Hará como unos siete años, en la semana previa a la Navidad, caminaba por la calle Ponzano, en las proximidades de las oficinas en Madrid de Grupo Diario, cuando a mis espaldas escuché que alguien gritaba mi nombre.
-¡Miguel! ¡Miguel!
Me giré y vi cómo en la esquina contraria permanecía abierta la puerta de un bar y de ella salía a la carrera una mujer que, apresurándose hacia mí, seguía gritando mi nombre con una inmensa y afable sonrisa en el rostro.
-¡Miguel! ¡Miguel!
Fruto de mi incipiente miopía y, sobre todo, fruto del desconcierto, no terminaba de atinar con quién era aquella mujer, si realmente se dirigía a mí y, en tal caso, quién podía ser para saludarme con tan incontenible entusiasmo.
-Miguééél -terminó de gritar con cierta incredulidad y énfasis en las “es”, al percatarse de que servidor seguía en la inopia. Ahora bien, fue al pronunciar la segunda “e” que recuperó su faz habitual y desperté de golpe para reconocerla de inmediato.
-¡Qué tal! -acerté a responder sin saber muy bien si darle dos besos, la mano, un abrazo o exactamente qué.
-Pues estupendamente y qué alegría y qué bueno verte -me respondió la directora de Comunicación del Ministerio, la misma que durante años venía tratándome sin excepción con manifiesta displicencia, es decir, con indiferente desagrado o con desagradable indiferencia, acto tras acto, rueda de prensa tras rueda de prensa.
-Pues sí, qué alegría -balbucí sin ser capaz de salir del ojiplatismo y a la espera de que resplandecieran las razones de tan incontrolable impulso.
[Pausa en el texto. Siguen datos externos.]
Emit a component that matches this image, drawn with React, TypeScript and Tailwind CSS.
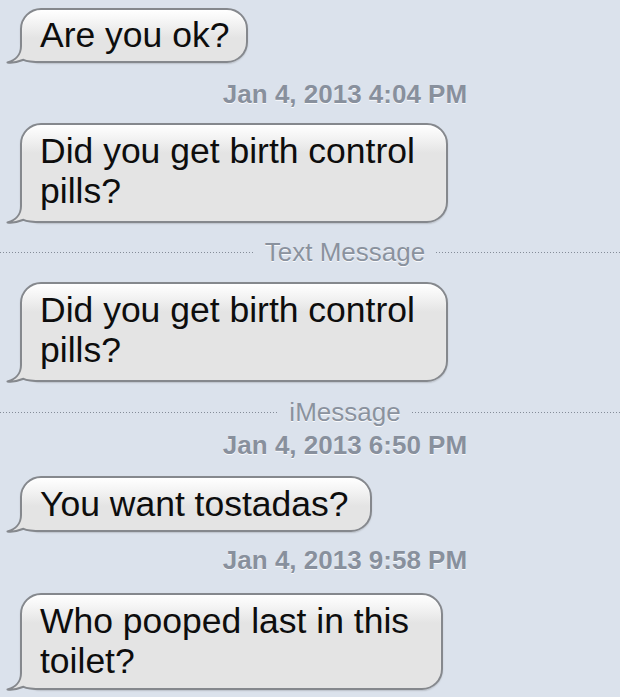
import React from "react";

const FONT = "font-['Liberation_Sans',Arial,Helvetica,sans-serif]";

function Tail() {
  return (
    <svg
      className="absolute left-[-18px] bottom-[-3px]"
      width="44"
      height="24"
      viewBox="0 0 44 24"
    >
      <path
        d="M17 0 L17 6 C17 15 11 20.5 3.5 22.5 C9 23.2 14 22 19.5 19.8 C23 21.6 28 22 38 22 L44 22 L44 0 Z"
        fill="#e4e4e4"
      />
      <path
        d="M17 0 L17 6 C17 15 11 20.5 3.5 22.5 C9 23.2 14 22 19.5 19.8 C23 21.6 28 22 38 22 L44 22"
        fill="none"
        stroke="#85888d"
        strokeWidth="2"
        strokeLinejoin="round"
      />
    </svg>
  );
}

function Bubble({ className, children }: { className: string; children: React.ReactNode }) {
  return (
    <div
      className={
        "relative ml-[20px] rounded-[21px] border-2 border-[#85888d] bg-[linear-gradient(#ffffff_0px,#f4f4f4_12px,#e4e4e4_28px)] shadow-[0_1px_1.5px_rgba(0,0,0,0.15),inset_0_1px_1px_#ffffff] pl-[18px] text-[35.5px] leading-[40px] text-[#0d0d0d] whitespace-nowrap " +
        className
      }
    >
      <Tail />
      <div className="relative">{children}</div>
    </div>
  );
}

function Stamp({ className, children }: { className: string; children: React.ReactNode }) {
  return (
    <div
      className={
        "text-center text-[26px] leading-[30px] font-bold text-[#88909d] [text-shadow:0_1px_0_rgba(255,255,255,0.85)] " +
        className
      }
    >
      {children}
    </div>
  );
}

function Divider({ className, children }: { className: string; children: React.ReactNode }) {
  return (
    <div className={"flex items-center h-[30px] " + className}>
      <div className="flex-1 h-px bg-[linear-gradient(to_right,#848c98_1px,transparent_1px)] bg-[length:3px_1px]" />
      <span className="px-[11px] text-[26px] leading-[30px] text-[#8a929e] [text-shadow:0_1px_0_rgba(255,255,255,0.85)]">
        {children}
      </span>
      <div className="flex-1 h-px bg-[linear-gradient(to_right,#848c98_1px,transparent_1px)] bg-[length:3px_1px]" />
    </div>
  );
}

export default function App() {
  return (
    <div className={"w-[620px] h-[697px] overflow-hidden bg-[#dbe2ec] " + FONT}>
      <div className="w-[690px] pt-[8px] flex flex-col">
        <Bubble className="w-[228px] pt-[5px] pb-[6px]">Are you ok?</Bubble>

        <Stamp className="mt-[16px]">Jan 4, 2013 4:04 PM</Stamp>

        <Bubble className="mt-[14px] w-[428px] pt-[6px] pb-[10px]">
          Did you get birth control
          <br />
          pills?
        </Bubble>

        <Divider className="mt-[14px]">Text Message</Divider>

        <Bubble className="mt-[15px] w-[428px] pt-[6px] pb-[10px]">
          Did you get birth control
          <br />
          pills?
        </Bubble>

        <Divider className="mt-[15px]">iMessage</Divider>

        <Stamp className="mt-[3px]">Jan 4, 2013 6:50 PM</Stamp>

        <Bubble className="mt-[16px] w-[352px] pt-[6px] pb-[6px]">You want tostadas?</Bubble>

        <Stamp className="mt-[13px]">Jan 4, 2013 9:58 PM</Stamp>

        <Bubble className="mt-[18px] w-[423px] pt-[6px] pb-[7px]">
          Who pooped last in this
          <br />
          toilet?
        </Bubble>
      </div>
    </div>
  );
}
-Es que estamos ahí dentro con el ministro, de copichuela de Navidad, y al verte pasar por el cristal me he acordado de todo lo que tenemos pendiente y que a ver si le damos salida, porque ya sabes que os tenemos muy pero que muy en cuenta -me contestó con inusitada afabilidad, mientras yo recordaba las miles de peticiones de entrevistas, preguntas y propuestas de Diario del Puerto que debía tener amontonadas desde hacía años al fondo de su papelera.